In a statement released by KP police officials, the blast happened in the vicinity of the stage where many senior party leaders were sitting. “There was dust and smoke around, and I was under some injured people from where I could hardly stand up, only to see chaos and some scattered limbs,” said a victim, who was knocked to the ground by the impact of the explosion.
Gross negligence on part of the security officials and the government has since been the center of discussion amongst the JUI-F members.
The Pakistan Taliban (TTP) quickly issued a statement via their spokesperson Zabiullah Mujahid, clarifying their non-involvement from the attack, stating that “such crimes cannot be justified in any way.” It is worth noting that the Pakistan military had fought with TTP for years in Bajaur before declaring the region militant free in 2016.
By the late evening hours (local time) on 31 July, the mystery on the reason behind the attack was revealed. The Islamic State Khorasan Province (ISKP) claimed responsibility of the attack by publishing the photo of the attacker on its news agency Amaq’s Telegram channel.

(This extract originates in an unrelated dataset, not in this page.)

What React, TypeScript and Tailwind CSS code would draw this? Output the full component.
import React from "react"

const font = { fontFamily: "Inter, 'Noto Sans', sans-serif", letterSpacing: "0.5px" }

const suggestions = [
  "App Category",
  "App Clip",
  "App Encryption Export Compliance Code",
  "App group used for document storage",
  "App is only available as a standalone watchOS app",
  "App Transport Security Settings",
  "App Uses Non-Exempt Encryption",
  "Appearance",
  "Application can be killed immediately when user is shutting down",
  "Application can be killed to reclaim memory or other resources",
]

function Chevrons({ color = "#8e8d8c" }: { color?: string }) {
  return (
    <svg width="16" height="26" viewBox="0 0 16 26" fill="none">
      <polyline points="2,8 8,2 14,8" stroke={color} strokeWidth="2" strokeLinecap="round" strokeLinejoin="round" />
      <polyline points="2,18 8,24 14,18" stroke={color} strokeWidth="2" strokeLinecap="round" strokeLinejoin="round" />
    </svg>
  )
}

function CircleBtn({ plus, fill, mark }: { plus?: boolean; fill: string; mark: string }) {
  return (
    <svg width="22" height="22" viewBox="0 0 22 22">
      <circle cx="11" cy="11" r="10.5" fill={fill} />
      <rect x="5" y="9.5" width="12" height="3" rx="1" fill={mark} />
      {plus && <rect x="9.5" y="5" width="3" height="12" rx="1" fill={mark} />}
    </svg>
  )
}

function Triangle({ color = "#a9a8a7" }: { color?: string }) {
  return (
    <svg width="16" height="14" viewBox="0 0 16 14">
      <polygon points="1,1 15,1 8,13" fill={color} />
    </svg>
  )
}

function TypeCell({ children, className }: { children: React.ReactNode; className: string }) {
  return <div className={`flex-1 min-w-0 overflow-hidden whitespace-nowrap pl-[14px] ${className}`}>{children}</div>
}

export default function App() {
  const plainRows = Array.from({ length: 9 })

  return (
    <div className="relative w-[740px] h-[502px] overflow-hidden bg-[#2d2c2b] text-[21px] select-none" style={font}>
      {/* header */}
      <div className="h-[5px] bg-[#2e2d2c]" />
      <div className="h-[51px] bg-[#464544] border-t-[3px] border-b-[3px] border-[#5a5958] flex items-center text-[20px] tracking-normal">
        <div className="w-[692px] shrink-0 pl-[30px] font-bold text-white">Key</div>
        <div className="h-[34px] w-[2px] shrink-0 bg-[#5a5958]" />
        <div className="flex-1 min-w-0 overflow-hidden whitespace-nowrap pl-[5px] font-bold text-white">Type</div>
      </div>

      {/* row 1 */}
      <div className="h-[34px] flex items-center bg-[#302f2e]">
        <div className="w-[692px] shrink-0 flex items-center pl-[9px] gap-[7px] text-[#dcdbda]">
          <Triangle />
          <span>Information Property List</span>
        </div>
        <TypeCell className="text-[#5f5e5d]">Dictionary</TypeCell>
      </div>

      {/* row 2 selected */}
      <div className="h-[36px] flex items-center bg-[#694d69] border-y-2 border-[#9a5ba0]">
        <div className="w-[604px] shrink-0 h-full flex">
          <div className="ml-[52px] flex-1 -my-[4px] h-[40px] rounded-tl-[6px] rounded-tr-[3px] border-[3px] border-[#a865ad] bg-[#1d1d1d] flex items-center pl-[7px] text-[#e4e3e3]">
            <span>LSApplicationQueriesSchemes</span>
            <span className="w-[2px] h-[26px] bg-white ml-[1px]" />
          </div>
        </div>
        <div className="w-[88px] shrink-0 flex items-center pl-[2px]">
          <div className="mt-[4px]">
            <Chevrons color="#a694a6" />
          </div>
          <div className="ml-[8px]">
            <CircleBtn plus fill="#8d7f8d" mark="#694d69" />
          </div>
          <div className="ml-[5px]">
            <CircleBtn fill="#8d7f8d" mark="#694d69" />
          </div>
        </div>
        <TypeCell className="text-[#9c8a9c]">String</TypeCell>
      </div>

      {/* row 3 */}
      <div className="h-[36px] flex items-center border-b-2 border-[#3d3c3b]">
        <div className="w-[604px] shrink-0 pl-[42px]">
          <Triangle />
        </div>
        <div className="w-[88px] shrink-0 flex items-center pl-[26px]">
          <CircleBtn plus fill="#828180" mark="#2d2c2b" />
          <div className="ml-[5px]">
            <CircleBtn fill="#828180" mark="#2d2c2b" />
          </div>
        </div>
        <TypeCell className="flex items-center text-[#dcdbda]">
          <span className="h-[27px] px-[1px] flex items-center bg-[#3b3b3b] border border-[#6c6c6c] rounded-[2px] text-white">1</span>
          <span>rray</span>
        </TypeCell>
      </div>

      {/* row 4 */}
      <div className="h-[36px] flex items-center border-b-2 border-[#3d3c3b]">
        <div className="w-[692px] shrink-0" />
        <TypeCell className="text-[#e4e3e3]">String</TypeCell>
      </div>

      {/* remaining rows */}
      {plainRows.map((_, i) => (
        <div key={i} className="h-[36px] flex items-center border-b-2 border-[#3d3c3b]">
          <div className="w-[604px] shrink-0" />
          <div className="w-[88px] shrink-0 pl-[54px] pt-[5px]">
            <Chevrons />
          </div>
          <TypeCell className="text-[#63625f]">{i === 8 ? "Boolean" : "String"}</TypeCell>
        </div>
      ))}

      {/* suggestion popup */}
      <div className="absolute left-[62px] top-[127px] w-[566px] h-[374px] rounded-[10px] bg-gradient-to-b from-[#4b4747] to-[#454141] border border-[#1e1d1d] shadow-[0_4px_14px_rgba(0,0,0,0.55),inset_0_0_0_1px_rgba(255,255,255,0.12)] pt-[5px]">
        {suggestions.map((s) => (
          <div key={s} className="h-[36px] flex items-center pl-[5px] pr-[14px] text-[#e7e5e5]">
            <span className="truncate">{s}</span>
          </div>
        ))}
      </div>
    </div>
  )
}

“The attack comes in the natural context of the ongoing war waged by the Islamic State against ‘democracy’ as a regime hostile to true Islam and in conflict with its divine law,” the news outlet stated.
ISKP was already assumed as suspect, considering their rivalry with the Afghan branch of TTP. Another possible reason can be their attempts to ‘reflect divisions’ between Islamist groups, according to a statement by TTP sent to the Associated Press. The officials of TTP are of the view that the attack was very carefully planned to cause hostility between Islamist groups and further deteriorate the security situation in KP.

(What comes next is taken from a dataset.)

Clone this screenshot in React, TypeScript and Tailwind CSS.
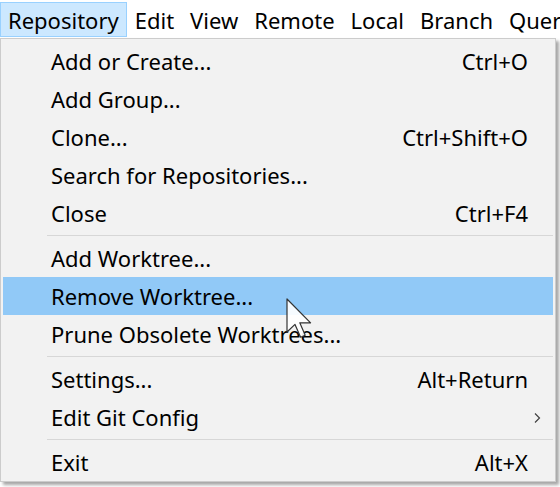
import React from "react";

type Item =
  | { kind: "item"; label: string; shortcut?: string; submenu?: boolean; active?: boolean }
  | { kind: "sep" };

const menuBar = ["Repository", "Edit", "View", "Remote", "Local", "Branch", "Query"];

const items: Item[] = [
  { kind: "item", label: "Add or Create...", shortcut: "Ctrl+O" },
  { kind: "item", label: "Add Group..." },
  { kind: "item", label: "Clone...", shortcut: "Ctrl+Shift+O" },
  { kind: "item", label: "Search for Repositories..." },
  { kind: "item", label: "Close", shortcut: "Ctrl+F4" },
  { kind: "sep" },
  { kind: "item", label: "Add Worktree..." },
  { kind: "item", label: "Remove Worktree...", active: true },
  { kind: "item", label: "Prune Obsolete Worktrees..." },
  { kind: "sep" },
  { kind: "item", label: "Settings...", shortcut: "Alt+Return" },
  { kind: "item", label: "Edit Git Config", submenu: true },
  { kind: "sep" },
  { kind: "item", label: "Exit", shortcut: "Alt+X" },
];

export default function App() {
  return (
    <div
      className="relative w-[560px] h-[487px] overflow-hidden bg-white text-black text-[22px]"
      style={{ fontFamily: '"Noto Sans", "Open Sans", sans-serif' }}
    >
      {/* menu bar */}
      <div className="flex h-[38px] pt-[2px] whitespace-nowrap">
        {menuBar.map((m, i) => (
          <div
            key={m}
            className={
              i === 0
                ? "flex h-[35px] items-center pt-[1px] px-[7px] border border-[#99d1ff] bg-[#cce8ff]"
                : "flex h-[35px] items-center pt-[1px] px-[7px] border border-transparent"
            }
          >
            {m}
          </div>
        ))}
      </div>

      {/* dropdown */}
      <div className="w-[556px] border border-[#cccccc] bg-[#f2f2f2] px-[2px] pt-[3px] shadow-[3px_3px_3px_rgba(0,0,0,0.35)]">
        {items.map((it, i) =>
          it.kind === "sep" ? (
            <div key={i} className="h-[7px] pt-[3px] pl-[44px]">
              <div className="h-px bg-[#d7d7d7]" />
            </div>
          ) : (
            <div
              key={i}
              className={
                "relative flex h-[38px] items-center pl-[48px] pr-[25px] whitespace-nowrap " +
                (it.active ? "bg-[#91c9f7]" : "")
              }
            >
              <span className="flex-1">{it.label}</span>
              {it.shortcut && <span>{it.shortcut}</span>}
              {it.submenu && (
                <svg
                  className="absolute right-[11px] top-[14px]"
                  width="9"
                  height="12"
                  viewBox="0 0 9 12"
                  fill="none"
                >
                  <path d="M2 1.5 L6.5 6 L2 10.5" stroke="#404040" strokeWidth="1.2" />
                </svg>
              )}
            </div>
          )
        )}
      </div>

      {/* mouse pointer */}
      <svg
        className="absolute left-[286px] top-[298px]"
        width="28"
        height="42"
        viewBox="0 0 14 21"
        fill="none"
      >
        <path
          d="M0.5 0.5 L0.5 17 L4.5 13.2 L7.3 19.6 L9.6 18.6 L6.9 12.4 L12.3 12.4 Z"
          fill="#ffffff"
          fillOpacity="0.92"
          stroke="#333333"
          strokeWidth="0.6"
          strokeLinejoin="round"
        />
      </svg>
    </div>
  );
}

The JUI-F has links to both the Afghan and Pakistani Taliban. As per the Guardian, ISKP on several occasions has vehemently opposed party’s association with the aforementioned groups and criticized JUI-F for ‘betraying its Islamic principles’.
The bombing has been condemned by several countries, namely Saudi Arabia, Russia along with the United States of America.
China via their Foreign Ministry, also expressed its criticism to the attack and extended support to Pakistan towards ‘advancing their counter terrorism’ activities. The incident came hours before the Chinese Vice Premier He Lifeng arrived in Islamabad to participate in an event marking a decade of the China-Pakistan Economic Corridor (CPEC).
Considering that Pakistan is expected to hold the National Assembly elections by October, political experts and analysts believe that similar attacks could occur within the coming three months.